Overview
T-pro-it-1.0 is a 32.8 billion parameter language model developed by t-tech, based on the Qwen 2.5 architecture. It has undergone extensive continual pre-training and alignment, with a significant focus on the Russian language. The model's training involved 100 billion tokens of diverse Russian data (Common Crawl, books, code, proprietary datasets) mixed with re-played English data in Stage 1, followed by 40 billion tokens of mixed instruction and pre-training data in Stage 2. Further refinement included 1 billion tokens for Supervised Fine-Tuning (SFT) and another 1 billion tokens for Preference Tuning to enhance helpfulness.
Key Capabilities & Performance
T-pro-it-1.0 demonstrates strong performance across a suite of Russian benchmarks, often outperforming comparable open-source models and showing competitive results against proprietary models like GPT-4o-mini and GigaChat Max 1.0.26.20. Notable strengths include:
- Mathematical Reasoning: Achieves 0.941 on ruGSM8K and 0.776 on ruMATH, surpassing many proprietary and open-source alternatives.
- Code Generation: Scores 0.432 / 0.626 / 0.677 on ruCodeEval, indicating robust coding capabilities in Russian.

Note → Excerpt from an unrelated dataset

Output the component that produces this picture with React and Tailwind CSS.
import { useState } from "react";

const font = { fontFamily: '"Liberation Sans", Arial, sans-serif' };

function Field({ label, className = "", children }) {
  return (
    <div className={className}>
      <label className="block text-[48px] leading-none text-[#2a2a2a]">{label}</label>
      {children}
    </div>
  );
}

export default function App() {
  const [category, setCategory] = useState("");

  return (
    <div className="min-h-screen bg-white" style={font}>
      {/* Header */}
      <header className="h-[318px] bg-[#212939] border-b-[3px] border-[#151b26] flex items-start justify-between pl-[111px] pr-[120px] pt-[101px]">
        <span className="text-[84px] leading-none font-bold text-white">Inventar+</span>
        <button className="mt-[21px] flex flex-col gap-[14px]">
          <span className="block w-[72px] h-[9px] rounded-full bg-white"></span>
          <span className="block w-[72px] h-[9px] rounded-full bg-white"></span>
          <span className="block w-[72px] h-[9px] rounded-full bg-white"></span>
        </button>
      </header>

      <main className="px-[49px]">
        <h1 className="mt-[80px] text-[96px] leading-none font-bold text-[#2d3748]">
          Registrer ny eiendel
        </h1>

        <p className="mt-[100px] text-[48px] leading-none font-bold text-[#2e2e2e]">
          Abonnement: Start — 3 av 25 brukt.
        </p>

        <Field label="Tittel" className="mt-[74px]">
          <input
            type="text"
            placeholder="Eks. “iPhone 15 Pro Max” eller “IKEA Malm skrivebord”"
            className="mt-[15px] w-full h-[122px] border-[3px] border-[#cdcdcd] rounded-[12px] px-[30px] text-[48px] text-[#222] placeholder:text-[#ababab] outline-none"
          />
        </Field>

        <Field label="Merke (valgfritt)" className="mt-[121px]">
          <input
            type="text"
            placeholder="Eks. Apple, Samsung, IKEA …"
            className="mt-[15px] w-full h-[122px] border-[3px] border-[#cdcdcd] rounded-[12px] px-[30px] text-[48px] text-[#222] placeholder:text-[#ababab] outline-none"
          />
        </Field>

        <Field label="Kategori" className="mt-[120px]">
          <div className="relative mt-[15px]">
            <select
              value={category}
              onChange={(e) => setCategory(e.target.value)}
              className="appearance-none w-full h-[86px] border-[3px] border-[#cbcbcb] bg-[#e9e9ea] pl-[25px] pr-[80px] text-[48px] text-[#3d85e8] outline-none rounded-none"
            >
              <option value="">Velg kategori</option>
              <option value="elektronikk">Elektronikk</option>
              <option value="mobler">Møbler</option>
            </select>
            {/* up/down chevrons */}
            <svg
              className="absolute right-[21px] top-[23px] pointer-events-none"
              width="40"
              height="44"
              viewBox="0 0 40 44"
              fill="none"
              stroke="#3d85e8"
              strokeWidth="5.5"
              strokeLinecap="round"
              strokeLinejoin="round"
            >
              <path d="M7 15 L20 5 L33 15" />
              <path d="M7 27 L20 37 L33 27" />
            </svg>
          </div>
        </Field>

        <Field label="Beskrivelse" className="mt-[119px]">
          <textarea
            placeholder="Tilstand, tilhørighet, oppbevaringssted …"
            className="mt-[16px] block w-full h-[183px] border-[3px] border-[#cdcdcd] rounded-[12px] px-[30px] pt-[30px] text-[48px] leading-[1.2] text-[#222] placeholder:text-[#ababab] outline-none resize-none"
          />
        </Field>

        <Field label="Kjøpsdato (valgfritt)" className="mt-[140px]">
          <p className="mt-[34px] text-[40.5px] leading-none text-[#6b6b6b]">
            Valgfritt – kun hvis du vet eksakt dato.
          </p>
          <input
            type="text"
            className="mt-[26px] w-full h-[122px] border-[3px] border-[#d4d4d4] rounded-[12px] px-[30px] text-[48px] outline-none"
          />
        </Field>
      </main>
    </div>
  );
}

- General Russian Understanding: Leads open-source models on MERA (0.629), MaMuRaMu (0.841), ruMMLU-PRO (0.665), Arena-Hard-Ru (90.17), MT Bench Ru (8.7), and Alpaca Eval Ru (47.61).
Intended Use
This model is primarily designed for further fine-tuning and is not intended as a ready-to-use conversational assistant. Users are responsible for additional training and oversight to ensure ethical and safety standards for industrial or commercial deployment. Its strong foundation in Russian language processing and specialized performance in mathematical and coding benchmarks make it an excellent base for applications requiring high-quality Russian language understanding and generation, especially in technical domains.